Обратная ситуация – игнорирования этого особого культурного статуса, дающего его носителю и особые права, – интерпретируется как нарушение уже сложившейся нормы. Этому посвящен отдельный фарсовый рассказ, слышанный от Крылова Н. М. Колмаковым. Действующим лицом в нем выступает владелец дома, где баснописец снимал квартиру после того, как в начале 1841 года вышел в отставку и покинул служебное жилье. Когда тот принес для подписания контракт, в котором указал страховую стоимость дома на случай пожара – 60 тысяч рублей ассигнациями, Крылов прямо на контракте добавил к этой цифре два нуля, заметив:

Для того чтобы вы были совершенно обеспечены, я вместо 60 000 руб. асс. поставил 6 000 000. Это для вас будет хорошо, а для меня все равно, ибо я не в состоянии заплатить ни той, ни другой суммы[917].
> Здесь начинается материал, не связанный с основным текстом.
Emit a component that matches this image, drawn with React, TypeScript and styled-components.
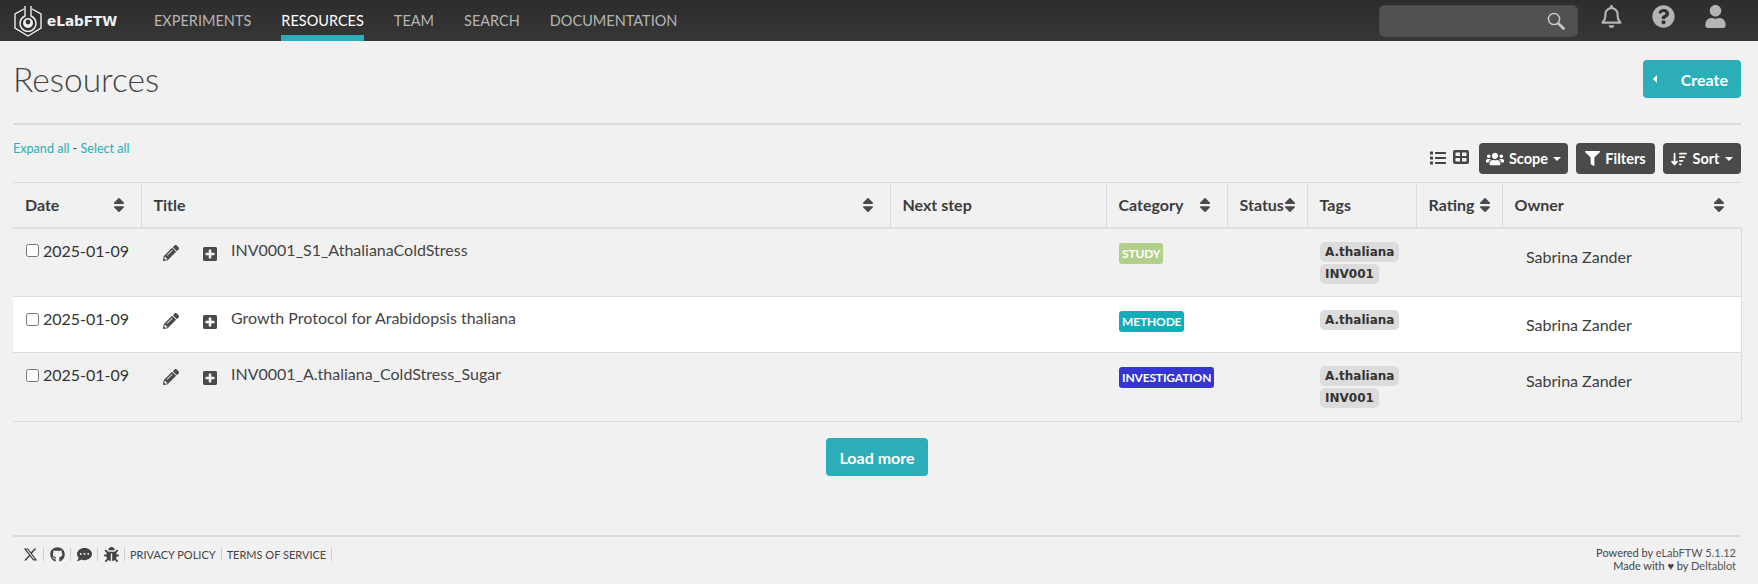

Так в рамках крыловского фарсового эпоса алчный купец-домовладелец выступает антагонистом бескорыстного купца-подрядчика. В центре обеих историй неслучайно находится дом как поэтический и идеологический топос. За рядовым городским строением, сохранностью которого так озабочен его хозяин, проглядывает образ сгоревшего царского дворца, а сам Крылов благодаря этому соотносится с фигурой государя, которому каждый русский почтет за честь быть полезным. Такой проекции способствовало и прозвище «дедушка Крылов», которое ставило баснописца в едва ли не родственные отношения с любым русским – опять-таки подобно царю-батюшке.